Later that year the Hillsboro Jaycees announced they would provide further improvements to the park starting in 1977. There project would start with the installation of $5,500 in play equipment in March, and later add park benches, picnic tables, fire pits, a picnic shelter, and restrooms. The soccer field opened in 1978, as did the picnic shelter and playground.

In August 1984, the park was the site of several soccer matches between West German youth soccer team TSU Reichenbach and a team made up of Hillsboro High School and Glencoe High School players. The Hillsboro teams lost both games against the 18-year-old Germans. The water tower was upgraded in 2005 after issues with the soil had been discovered in 2001 that forced the city to keep the reservoir only half-full.

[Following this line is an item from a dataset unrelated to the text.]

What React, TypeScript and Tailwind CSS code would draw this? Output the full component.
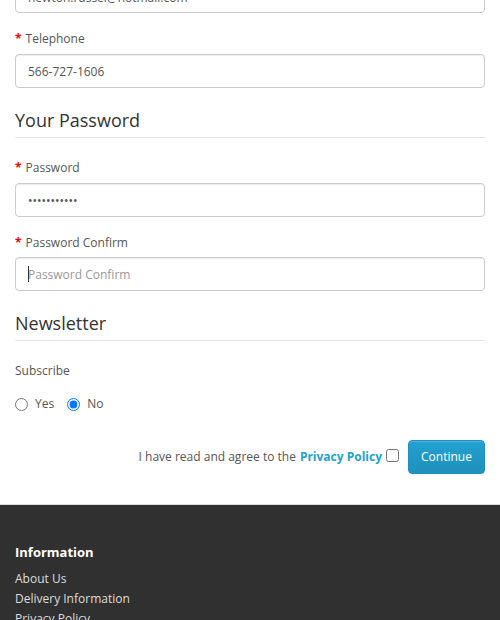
import React from "react";

const font = { fontFamily: '"Open Sans", "Liberation Sans", sans-serif' };

function Label({ text, required = true }: { text: string; required?: boolean }) {
  return (
    <div className="h-[20px] leading-[20px] pt-[1px] text-[12px] text-[#555]">
      {required && <span className="text-[#f00] font-bold mr-[4px]">*</span>}
      {text}
    </div>
  );
}

const inputCls =
  "block w-full h-[34px] px-[12px] border border-[#ccc] rounded-[4px] bg-white text-[12px] text-[#555] placeholder:text-[#999] outline-none shadow-[inset_0_1px_1px_rgba(0,0,0,0.075)]";

function Legend({ text }: { text: string }) {
  return (
    <div className="pt-[6px] pb-[4px] leading-[26px] text-[18px] text-[#333] border-b border-[#e5e5e5]">
      {text}
    </div>
  );
}

export default function App() {
  return (
    <div style={font} className="w-[500px] h-[620px] overflow-hidden bg-white">
      <div className="px-[15px]">
        <div className={`${inputCls} -mt-[21px] flex items-center pt-[3px]`}>newton.russel@hotmail.com</div>
        <div className="mt-[15px]">
          <Label text="Telephone" />
          <input className={`${inputCls} mt-[6px]`} defaultValue="566-727-1606" />
        </div>
        <div className="mt-[13px]">
          <Legend text="Your Password" />
        </div>
        <div className="mt-[19px]">
          <Label text="Password" />
          <input type="password" className={`${inputCls} mt-[6px]`} defaultValue="abcdefghijk" />
        </div>
        <div className="mt-[15px]">
          <Label text="Password Confirm" />
          <div className="relative mt-[5px]">
            <input type="password" className={inputCls} placeholder="Password Confirm" />
            <span className="absolute left-[13px] top-[9px] w-px h-[16px] bg-[#333]" />
          </div>
        </div>
        <div className="mt-[13px]">
          <Legend text="Newsletter" />
        </div>
        <div className="mt-[19px]">
          <Label text="Subscribe" required={false} />
          <div className="mt-[14px] flex items-center h-[20px] text-[12px] text-[#555]">
            <label className="flex items-center">
              <input type="radio" name="sub" className="m-0 w-[13px] h-[13px]" />
              <span className="ml-[7px]">Yes</span>
            </label>
            <label className="flex items-center ml-[13px]">
              <input type="radio" name="sub" defaultChecked className="m-0 w-[13px] h-[13px]" />
              <span className="ml-[7px]">No</span>
            </label>
          </div>
        </div>
        <div className="mt-[26px] flex justify-end items-center">
          <div className="text-[12px] text-[#555] flex items-center">
            <span>I have read and agree to the </span>
            <span className="font-bold text-[#23a1d1] ml-[4px]">Privacy Policy</span>
            <input type="checkbox" className="m-0 ml-[4px] -mt-[3px] w-[13px] h-[13px]" />
          </div>
          <button className="ml-[9px] h-[34px] w-[77px] rounded-[4px] border border-[#1f90bb] bg-gradient-to-b from-[#23a1d1] to-[#1f90bb] text-white text-[12px] shadow-[inset_0_1px_0_rgba(255,255,255,0.2),0_1px_2px_rgba(0,0,0,0.05)]">
            Continue
          </button>
        </div>
      </div>
      <div className="mt-[30px] border-t border-[#ddd] bg-[#303030] pt-[37px] px-[15px] h-[200px]">
        <div className="text-[13px] font-bold text-white leading-[20px]">Information</div>
        <ul className="mt-[7px] text-[12px] text-[#ddd] leading-[20px]">
          <li>About Us</li>
          <li>Delivery Information</li>
          <li>Privacy Policy</li>
        </ul>
      </div>
    </div>
  );
}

A 13-year-old boy was attacked with a metal pole by a 12-year-old at the park in August 2008 after two other teenagers talked the perpetrator into attacking the other boy. The Parks and Recreation Department began upgrades to the park in October 2009, paid for in part by a federal grant. Renovations included new playground equipment, a new bathroom, and landscape improvements. In 2010, the city announced the temporary fire station at the park would be closed after a new one was built at the nearby Hillsboro Airport.

==Amenities==
Bicentennial Park is a 4.4 acre neighborhood park in the middle of Hillsboro. Features include a single soccer field, restrooms, a picnic shelter and picnic tables, paved walking paths, park benches, and a children's playground. The playground includes a climbing boulder similar to one at Orchard Park, on the other side of the city. The signature large, green water reservoir is 150 ft in diameter and has a capacity of 6000000 USgal. The park does not have off-street parking, but does include large oak trees along the southern end of property.